The biggest tax impact of deciding to leave the EU
The Business of Tax While a customs union or partnership may allow duty free movement between the EU and UK it could and probably will still require businesses to prepare and submit import and export documents in some shape or form.
Tax and the European Union each inspire far-fetched comment, and that is certainly the case when you put the two together.
One regularly hears from Brexiteers that, free of the shackles of Brussels, all kinds of tax reform and liberalisation are possible – and equally, from Remainers, that such changes are needed in a desperate attempt to make good the economic losses of leaving.
We will always need to pay taxes
Let’s get real. Britons may be free but they will always need to pay taxes. Aggressive tax competition was always possible – perhaps easier – for countries within the EU (look at Luxembourg) – but in or out, global public opinion is mobilising against it, and its days may be numbered.
A read of the Office of Tax Simplification’s recent report on VAT (‘Value added tax: routes to simplification[) demonstrates that even with this emblematically European tax, most of the complexities and distortions that burden business and complicate life are entirely home-grown, and always within our power either to remove or (most likely, on past form), to go on putting up with.
The biggest tax impact of deciding to leave the EU is, without doubt, the need to create a national customs duty system.
This is likely to be the case even if we end up in some form of customs union, or customs partnership (currently a matter of some political controversy!) While a customs union or partnership may allow duty-free movement between the EU and UK, it could (and probably will) still require businesses to prepare and submit import and export documents in some shape or form – though not necessarily at the border. The impact of this on the 135,000 businesses who currently trade with the EU, in having to come to grips with serious customs obligations for the first time (in half a century for the oldest businesses, or ever for most of them) cannot be overstated. It is likely to drive up cost (e.g. outsourcing import or export document preparation and filing), or, for larger businesses, potentially drive supply chain changes (whether into or out of the UK or EU) in order to meet preferential agreement conditions with third parties.
Another impact on business is that, for every 24 hours delay in shipping due to unready customs regimes on either side of the channel, another day’s worth of inventory needs to be funded and in motion. Just In Time delivery may need to become ‘Just In Time, After Allowing For Significant Border Friction’.
How to deal with tax post-Brexit
HMRC will need IT and other systems to deal with them. Many ports only handle business with Europe. Laws are being drafted, and either put through Parliament, or the machinery of secondary legislation. There will need to be guidance, compliance, and enforcement. Will there be a soft enforcement regime to help business adjust to any post Brexit regime? And will there be a strong helping hand by government in helping these businesses learn or relearn how to import and export? Or will it be a Brexit version of caveat emptor where innocent errors cause shipping delay, enquiries and punishment?

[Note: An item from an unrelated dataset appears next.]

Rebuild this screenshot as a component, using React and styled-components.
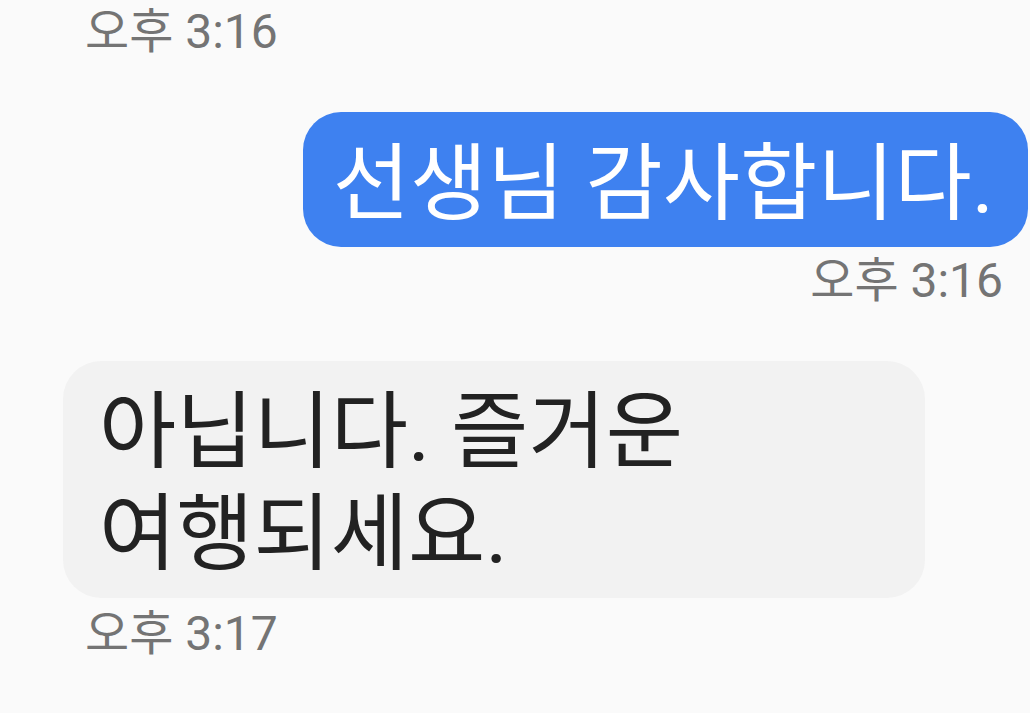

So what will Brexit really mean at a wider European level? If I am to risk one firm prediction, we will be standing shoulder to shoulder with Europe – more closely than ever before on tax issues – in trying to extract more taxes from the US technology multinationals, even risking the wider multinational consensus developed over decades to do it, and even though the amounts collected will never match the expectations that the public is being encouraged to have.’